Seit dem Tod und Verlust meines Vaters Anfang Mai dieses Jahres habe ich mich
meiner Meinung nach ziemlich verändert. Ich bin öfters als zuvor sehr
traurig, obwohl man das ja als normal bezeichnen könnte (was
ist schon normal) und nichts
ungewöhnliches, wenn ein Mensch das Sterben eines Elternteils hautnah
mitbekommt. Trauer ist nicht das einzige was ich oft empfunden habe in
den vergangenen Monaten. Gefühle von Ohnmacht und Wut mischen sich
z.T. mit Abgeschlagenheit, Lethargie und Momenten, die gefüllt sind
mit einer Abgestumpftheit, die
wie eine schwere und schmerzvolle Last ist. Leere verspüre ich keine.
Viele Dinge (wobei es sich nicht um Sachen handelt) sind für mich
überhaupt nicht mehr wichtig oder aber sie haben enorm an Bedeutung
verloren und nehmen einen viel niedrigeren Stellenwert ein. Lust auf Sex und
Interesse daran
hatte ich z.B. äußerst selten in nun mehr schon als einem halben Jahr. Ich kann mich
nicht erinnern, dass ich eine Frau dermaßen anziehend gefunden hätte als dass
ich den Wunsch gehabt hätte sie anzulächeln, anzusprechen oder mir
zumindest in meiner Phantasie auszumalen, was ich mit ihr gerne
anstellen würde.
Ich hatte oft das Bedürfnis zu schreiben, genauso wie ich mir oft meine
Ruhe gewünscht habe, aber ich konnte mich dazu nicht aufraffen - was ich
sehr bedauere - vielleicht hätte es mir geholfen, mit einigem schneller
klar zu kommen, es zu akzeptieren, mir die Verzweiflung, die Wut, die Trauer
und den Brocken im Hals so gut es geht vom Körper zu schreiben. Faulheit und
Ausreden waren es keine als ich dachte, dass es doch auch nichts ändern
würde und es meinen Vater nicht wieder zum Leben erwecken würde.

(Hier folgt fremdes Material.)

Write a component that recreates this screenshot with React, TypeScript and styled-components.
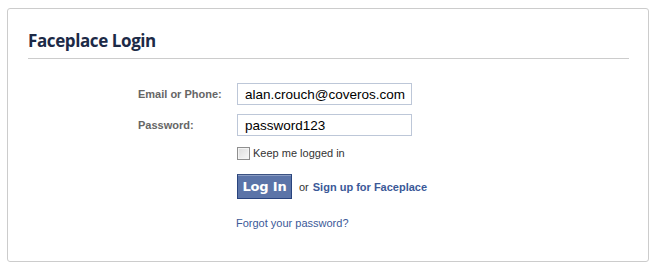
import React from "react";
import styled, { createGlobalStyle } from "styled-components";

const GlobalStyle = createGlobalStyle`
  html, body { margin: 0; padding: 0; background: #ffffff; }
  body { font-family: "Liberation Sans", Arial, sans-serif; }
`;

const Page = styled.div`
  padding: 8px 0 0 7px;
`;

const Card = styled.div`
  box-sizing: border-box;
  width: 642px;
  height: 254px;
  border: 1px solid #cccccc;
  border-radius: 3px;
  padding: 0 19px 0 20px;
`;

const Title = styled.h2`
  margin: 0;
  padding: 22px 0 7px;
  font-family: "Open Sans", "Liberation Sans", sans-serif;
  font-size: 17px;
  line-height: 20px;
  font-weight: 700;
  color: #1c2a47;
  border-bottom: 1px solid #cccccc;
  letter-spacing: -0.4px;
`;

const Form = styled.form`
  display: grid;
  grid-template-columns: 99px 1fr;
  margin: 24px 0 0 110px;
`;

const Label = styled.label`
  font-size: 11px;
  font-weight: 700;
  color: #666666;
  display: flex;
  align-items: center;
  height: 22px;
`;

const Field = styled.input`
  box-sizing: border-box;
  width: 175px;
  height: 22px;
  margin: 0 0 9px 0;
  border: 1px solid #bdc7d8;
  padding: 0 0 0 7px;
  font-family: "Liberation Sans", Arial, sans-serif;
  font-size: 13.5px;
  color: #000000;
  outline: none;
  background: #fff;
`;

const Spacer = styled.div``;

const CheckRow = styled.div`
  display: flex;
  align-items: center;
  gap: 3px;
  margin-top: 1px;
  font-size: 11px;
  color: #333333;
  height: 14px;
`;

const Box = styled.span`
  box-sizing: border-box;
  width: 13px;
  height: 13px;
  border: 1px solid #8f8f8f;
  background: linear-gradient(135deg, #dcdcdc, #f8f8f8);
  box-shadow: inset 0 0 0 1px #f4f4f4;
`;

const ActionRow = styled.div`
  display: flex;
  align-items: center;
  margin-top: 14px;
  font-size: 11px;
  color: #333333;
  white-space: nowrap;
`;

const LoginButton = styled.button`
  flex-shrink: 0;
  box-sizing: border-box;
  width: 55px;
  height: 25px;
  padding: 0;
  border: 1px solid #29447e;
  border-top-color: #3b5282;
  background: #5b74a8;
  box-shadow: inset 0 1px 0 #8a9cc2;
  color: #ffffff;
  font-family: "DejaVu Sans", Tahoma, sans-serif;
  font-weight: 700;
  font-size: 13px;
  letter-spacing: -0.2px;
  margin-right: 7px;
`;

const Strong = styled.a`
  color: #3b5998;
  font-weight: 700;
  text-decoration: none;
  margin-left: 4px;
`;

const Forgot = styled.a`
  display: block;
  margin-top: 18px;
  margin-left: -1px;
  font-size: 11px;
  color: #3b5998;
  text-decoration: none;
`;

export default function App() {
  return (
    <>
      <GlobalStyle />
      <Page>
        <Card>
          <Title>Faceplace Login</Title>
          <Form onSubmit={(e) => e.preventDefault()}>
            <Label htmlFor="email">Email or Phone:</Label>
            <Field id="email" defaultValue="alan.crouch@coveros.com" />
            <Label htmlFor="pass">Password:</Label>
            <Field id="pass" defaultValue="password123" />
            <Spacer />
            <div>
              <CheckRow>
                <Box />
                <span>Keep me logged in</span>
              </CheckRow>
              <ActionRow>
                <LoginButton type="submit">Log In</LoginButton>
                <span>or</span>
                <Strong href="#">Sign up for Faceplace</Strong>
              </ActionRow>
              <Forgot href="#">Forgot your password?</Forgot>
            </div>
          </Form>
        </Card>
      </Page>
    </>
  );
}
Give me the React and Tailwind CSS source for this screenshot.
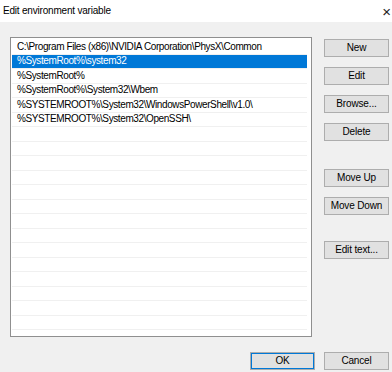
import React from "react";

const items = [
  "C:\\Program Files (x86)\\NVIDIA Corporation\\PhysX\\Common",
  "%SystemRoot%\\system32",
  "%SystemRoot%",
  "%SystemRoot%\\System32\\Wbem",
  "%SYSTEMROOT%\\System32\\WindowsPowerShell\\v1.0\\",
  "%SYSTEMROOT%\\System32\\OpenSSH\\",
];

function Btn({ children, className = "" }) {
  return (
    <button
      className={`h-[18px] w-[65px] shrink-0 border border-[#adadad] bg-[#e1e1e1] text-[10px] tracking-[-0.15px] leading-none text-black ${className}`}
    >
      {children}
    </button>
  );
}

export default function App() {
  // pad the list with empty rows so it fills the box like the real dialog
  const rows = [...items, ...Array(15).fill("")];

  return (
    <div className="w-[392px] h-[372px] overflow-hidden bg-[#f0f0f0] font-['Liberation_Sans',Arial,sans-serif]">
      {/* Title bar */}
      <div className="h-[22px] bg-white flex items-center justify-between pl-[3px] pr-[1px]">
        <span className="text-[10px] tracking-[-0.2px] text-black leading-none">Edit environment variable</span>
        <span className="text-[15px] text-[#222] leading-none">×</span>
      </div>

      {/* Body */}
      <div className="flex">
        {/* List */}
        <div className="ml-[10px] mt-[15px] w-[302px] h-[300px] border border-[#8f8f8f] bg-white pt-[2px] pl-[1px] pr-[4px] overflow-hidden">
          {rows.map((r, i) => (
            <div
              key={i}
              className={`h-[14.5px] flex items-center pl-[5px] text-[10px] tracking-[-0.4px] leading-none border-b border-[#f0f0f0] whitespace-nowrap ${
                i === 1 ? "bg-[#0078d7] text-white border-[#0078d7]" : "text-black"
              }`}
            >
              {r}
            </div>
          ))}
        </div>

        {/* Buttons */}
        <div className="ml-[12px] mt-[17px] flex flex-col">
          <Btn>New</Btn>
          <Btn className="mt-[10px]">Edit</Btn>
          <Btn className="mt-[10px]">Browse...</Btn>
          <Btn className="mt-[10px]">Delete</Btn>
          <Btn className="mt-[28px]">Move Up</Btn>
          <Btn className="mt-[10px]">Move Down</Btn>
          <Btn className="mt-[26px]">Edit text...</Btn>
        </div>
      </div>

      {/* Footer */}
      <div className="mt-[15px] flex justify-end gap-[9px] pr-[3px]">
        <Btn className="border-[#0078d7] shadow-[inset_0_0_0_1px_#0078d7]">OK</Btn>
        <Btn>Cancel</Btn>
      </div>
    </div>
  );
}
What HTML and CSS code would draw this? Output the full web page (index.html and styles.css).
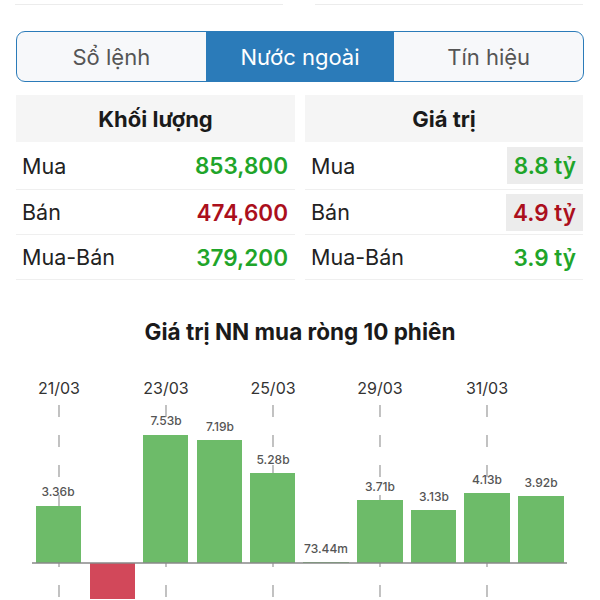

Ich hasse es Leuten zu begegnen, die früher nach ihm oder seinem
Gesundheitszustand gefragt haben aber ihn nie besucht haben, weil sie es kaum erwarten konnten die für sie
freudige Nachricht, dass er nicht mehr lebt, zu erfahren. Sie ekeln mich an
und ich mache lieber einen Bogen um sie oder wechsle die
Straßenseite als dem Bedürfnis nachzukommen diesen widerwärtigen Kreaturen vor lauter
Abscheu mitten ins Gesicht zu spucken. Sie sind es nicht wert. Mein Vater war
zeitlebens ein Humanist und ein Altruist, der vielen selbstlos und kostenlos
geholfen hat - daher werde ich wohl nie verstehen können, warum ihn so viele seiner
Landsleute gehasst haben. Etwa wegen seiner anderen politischen
Gesinnung oder weil er ihnen vor Augen gehalten hat und ein lebender
Zeuge war, wie diese Windeier über Nacht so getan haben als ob sie sich
von Kommunisten und Atheisten in gläubige Erzkatholiken mit
demokratischen Prinzipien verwandelt haben, weil das in dem
Moment gefragt war oder von ihnen verlangt wurde. Wie kann man sich als Christ und Demokraten bezeichnen
und gleichzeitig Andersdenkenden den Tod wünschen?!
Oft denke ich, dass sein vorzeitiger Tod sich hätte verhindern
lassen können, dass wir, ich, die anderen nicht genug für ihn getan haben.
Ich würde nicht sagen, dass Schuldgefühle mich plagen, aber ich
habe die Schwere seiner Erkrankungen, obwohl ich ihn als
schwer krank beschrieb, was er auch war, nicht ernst genug genommen.
Meine Mutter (Fachärztin für Neurologie und Psychiatrie) sagt von sich selbst, dass
sie seitdem sie Witwe ist eine situative und reaktive Depression (wohl
im Gegensatz zu einer endogenen Depression) hat.